We also include some extras, like a Capital Contributions list and an LLC Resolution to Open a Bank Account form. Use the Capital Contributions list to record the amount of cash or value of assets each member has given to help start the business. Take the LLC Resolution to Open a Bank Account, along with a completed copy of the operating agreement, to the bank when when you open your business account.

As you can see, operating agreements are incredibly important in protecting you and all LLC members from legal disagreements, misunderstandings, and changes in membership. Take advantage of our LLC formation service and get access to this document for free!

Free Operating Agreement with Texas LLC Formation $135+ state fees


Do Single-Member LLCs Need an Operating Agreement?

Yes, even if you are the only member of your LLC, it is still a good idea to have an operating agreement. One of the reasons why you’re starting an LLC is for the legal separation and protection of your personal assets from that of your business. An operating agreement reinforces this division and clearly defines the LLC as separate from you. Even though you’re a single member LLC, the bank you choose will still want to see that you have an operating agreement before they will open a business account with you.

Furthermore, it can help you keep from mixing your personal income and assets with that of your business. This can seriously complicate things when it comes time to pay taxes, and can result in the loss of the protection an LLC gives your personal assets.

How Do I Make Changes to My Operating Agreement?

You can make changes and updates to your operating agreement anytime! The process for making an amendment should already be stated in your agreement, which in general says that all members must agree to the changes being made. You can draft an amendment statement that all members would sign, then add that to the top of your original document. By keeping the original document, and adding all amendments to it separately, you are keeping an accurate history of your business. This is important to have in case a dispute should arise and you have to prove what changes were made and when.

Whether you write your own amendment form, or use one of our template forms, you will never need to pay to file a change to your operating agreement with the state. Operating agreements are not filed or sent to the state in any manner, they are purely an internal business document.

Quick & Easy Texas LLC Formation Service

Getting your LLC up and running in Texas as quickly as possible is our priority! We have filing experts who work with the state every day and know how to get it done right the first time. There are many advantages to using our service:

  • Address Privacy- use our registered agent address, instead of your own, on public state record
  • Expert Filing Service- hire us to form your LLC on your behalf, spend your time running your business
  • Texas Business Presence Package- own your business domain, make a secure website, and create up to 10 business email addresses featuring your business domain (+business phone number) for no money down. Get your LLC up and running with the state and online, all under one roof!
  • FREE Operating Agreement- store it in your protected client portal, access it 24/7
  • FREE Forms Library- download and submit any state filing on your own, complete with instructions
  • FREE Access to Texas Business Experts- call us with all your Texas business questions, we’ll help you find what you need

We know what it means to want to grow and develop a business. We strive to grow and develop new ways to support our client’s businesses every year! Let’s work together to give your business the best beginning and the support it deserves.

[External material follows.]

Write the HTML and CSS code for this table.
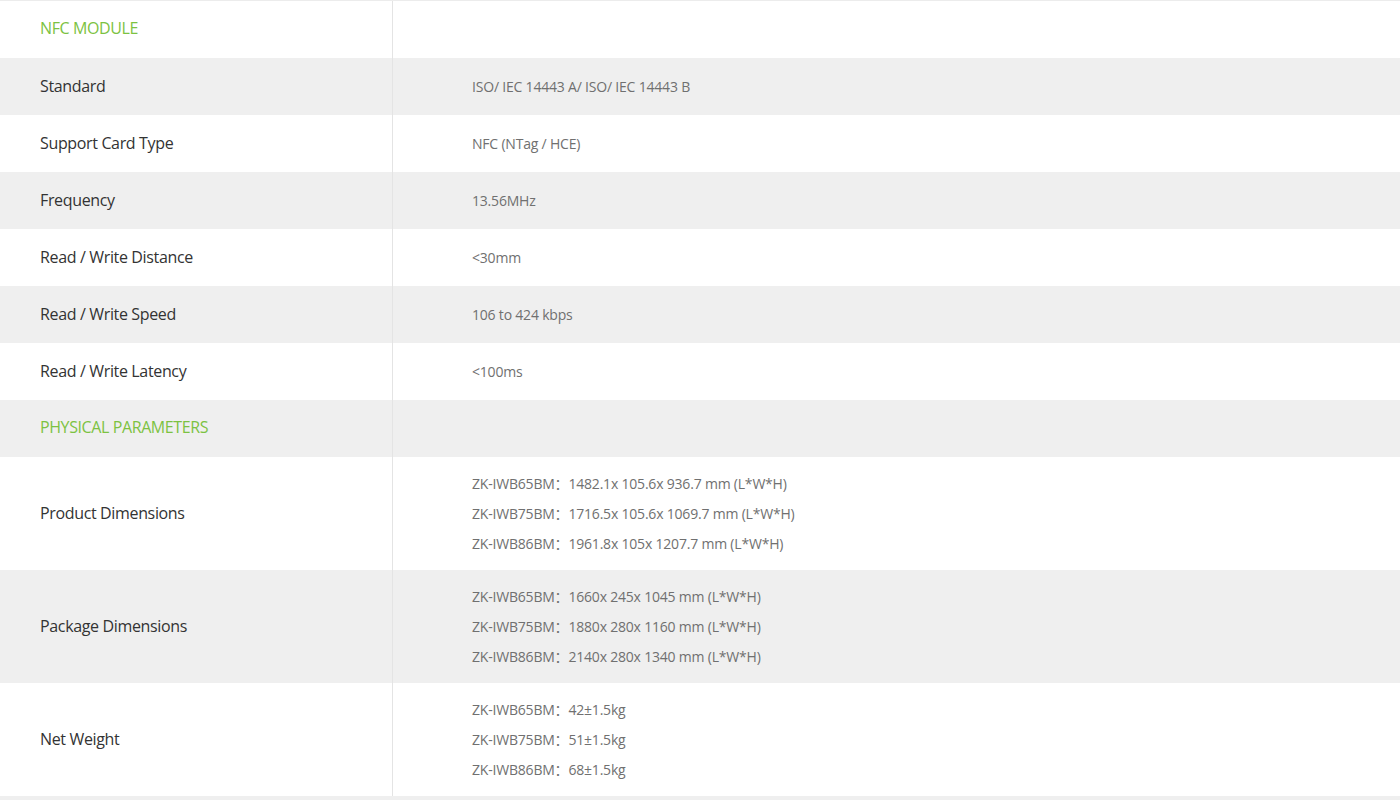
FILE: index.html
```html
<!DOCTYPE html>
<html lang="en">
<head>
  <meta charset="UTF-8" />
  <meta name="viewport" content="width=device-width, initial-scale=1.0"/>
  <title>Specifications</title>
  <link rel="stylesheet" href="styles.css">
</head>
<body>

  <!-- Spec table -->
  <div class="spec-table">
    <div class="spec-row">
      <div class="spec-label group">NFC MODULE</div>
      <div class="spec-value"></div>
    </div>
    <div class="spec-row alt">
      <div class="spec-label">Standard</div>
      <div class="spec-value">ISO/ IEC 14443 A/ ISO/ IEC 14443 B</div>
    </div>
    <div class="spec-row">
      <div class="spec-label">Support Card Type</div>
      <div class="spec-value">NFC (NTag / HCE)</div>
    </div>
    <div class="spec-row alt">
      <div class="spec-label">Frequency</div>
      <div class="spec-value">13.56MHz</div>
    </div>
    <div class="spec-row">
      <div class="spec-label">Read / Write Distance</div>
      <div class="spec-value">&lt;30mm</div>
    </div>
    <div class="spec-row alt">
      <div class="spec-label">Read / Write Speed</div>
      <div class="spec-value">106 to 424 kbps</div>
    </div>
    <div class="spec-row">
      <div class="spec-label">Read / Write Latency</div>
      <div class="spec-value">&lt;100ms</div>
    </div>
    <div class="spec-row alt">
      <div class="spec-label group">PHYSICAL PARAMETERS</div>
      <div class="spec-value"></div>
    </div>
    <div class="spec-row tall">
      <div class="spec-label">Product Dimensions</div>
      <div class="spec-value">
        <ul class="lines">
          <li>ZK-IWB65BM：1482.1x 105.6x 936.7 mm (L*W*H)</li>
          <li>ZK-IWB75BM：1716.5x 105.6x 1069.7 mm (L*W*H)</li>
          <li>ZK-IWB86BM：1961.8x 105x 1207.7 mm (L*W*H)</li>
        </ul>
      </div>
    </div>
    <div class="spec-row tall alt">
      <div class="spec-label">Package Dimensions</div>
      <div class="spec-value">
        <ul class="lines">
          <li>ZK-IWB65BM：1660x 245x 1045 mm (L*W*H)</li>
          <li>ZK-IWB75BM：1880x 280x 1160 mm (L*W*H)</li>
          <li>ZK-IWB86BM：2140x 280x 1340 mm (L*W*H)</li>
        </ul>
      </div>
    </div>
    <div class="spec-row tall">
      <div class="spec-label">Net Weight</div>
      <div class="spec-value">
        <ul class="lines">
          <li>ZK-IWB65BM：42±1.5kg</li>
          <li>ZK-IWB75BM：51±1.5kg</li>
          <li>ZK-IWB86BM：68±1.5kg</li>
        </ul>
      </div>
    </div>
    <div class="spec-row end alt"></div>
  </div>

</body>
</html>
```

FILE: styles.css
```css
* {
  margin: 0;
  padding: 0;
  box-sizing: border-box;
}

body, html {
  height: 100%;
  font-family: 'Open Sans', 'Noto Sans CJK SC', sans-serif;
  background: #fff;
  overflow: hidden;
}

.spec-table {
  border-top: 1px solid #ececec;
}

.spec-row {
  display: grid;
  grid-template-columns: 393px 1fr;
  height: 57px;
  background: #fff;
}

.spec-row.alt {
  background: #efefef;
}

.spec-row.tall {
  height: 113px;
}

.spec-row.end {
  height: 4px;
}

.spec-label {
  display: flex;
  align-items: center;
  padding: 0 0 2px 40px;
  border-right: 1px solid #e4e4e4;
  font-size: 16px;
  letter-spacing: -0.35px;
  color: #333;
}

.spec-label.group {
  color: #7cc242;
  letter-spacing: -0.4px;
  padding-bottom: 3px;
}

.spec-value {
  display: flex;
  align-items: center;
  padding-left: 79px;
  font-size: 14px;
  letter-spacing: -0.2px;
  color: #707070;
}

.lines {
  list-style: none;
}

.lines li {
  line-height: 30px;
}
```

Start Your Texas LLC & Free Operating Agreement $135+ state fees

FAQ Section

Still have some questions? Check out our FAQ below, and if you still need help, give us a call during business hours at (512) 318-2199. Our Texas business experts can help you find the answers you need.

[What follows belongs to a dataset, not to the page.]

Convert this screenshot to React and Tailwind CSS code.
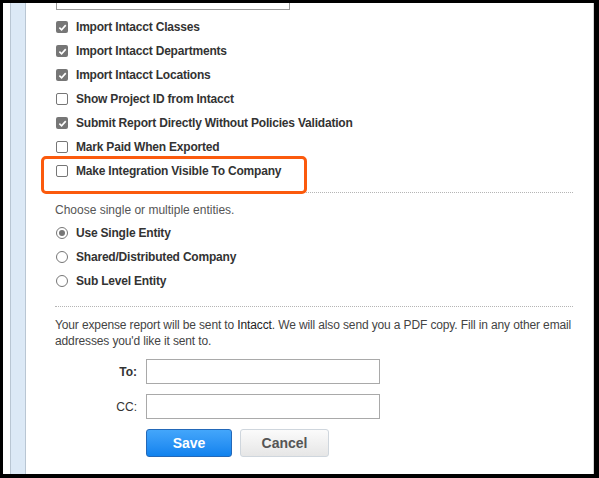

Can I write my own operating agreement?

Yes, you can write your own operating agreement. There are no state laws requiring you to have a lawyer, or anyone else, write one for you. There is a lot of information online for how to write an operating agreement, and many suggestions for what this document should include. If you have the time and the patience to do the research, you could write a perfectly acceptable operating agreement on your own. It is also a good idea to have a business lawyer review your work to make sure the wording is clear and no important topics have been left out.

Is my operating agreement filed with the state?

No, the state does not ask LLCs to file an operating agreement with them. The only institutions that would be interested in viewing or having your operating agreement on file would be banks, lending companies, or possible government organizations that help small businesses get loans.

What’s the difference between Articles of Organization and Operating Agreements?

The Articles of Organization declare that you have filed an application to form an LLC with the state, and the state has approved that application. The articles will in some states provide basic information like the names an addresses of its members, principal place of business, or the business purpose. However, it has nothing to say about how the LLC is managed.

The operating agreement is a contract between the member(s) of the LLC and the LLC itself as a separate entity. It makes clear such things as the titles, duties, and responsibilities of each member, percentage of ownership of each member, and the procedure for resolving disputes or changes in membership. A solid operating agreement is essential to running a successful LLC in any state.

Does my operating agreement need to be notarized?

It is not generally required to have your LLC operating agreement notarized. As long as each member has read through the document and signed in agreement, that is all that is required. Some banks or lending institutions may ask that you provide a notarized copy, but that is their own internal requirement. If the bank or lending institution asks you to have your operating agreement notarized, ask if they have a public notary on staff that can perform this service for you for free.

Are LLC Operating Agreements legally binding?

Yes, LLC operating agreements are legally binding as long as each member is over the age of 18 and willingly signs it. Even if the operating agreement is hand-written on restaurant napkins, if the members sign it and agree to its terms, it is legally binding.

What if I lose my operating agreement?

If you lose track of your original operating agreement, check your state’s laws and regulations on what to do. Most states do not require you to have an operating agreement, so it may be that you just need to write a new one. This newer operating agreement will override the older one, and will need to be signed and dated by all members.

You can also check with the other members of your LLC to see if they have a copy. If you are in a legal dispute with the other member(s) of the LLC, you will need to get your lawyer to submit a subpoena requiring them to provide you with a copy.

The bank you used to open your business bank account may also have a copy. Or, if you hired a service to form your LLC on your behalf, they may also have an original copy of your agreement.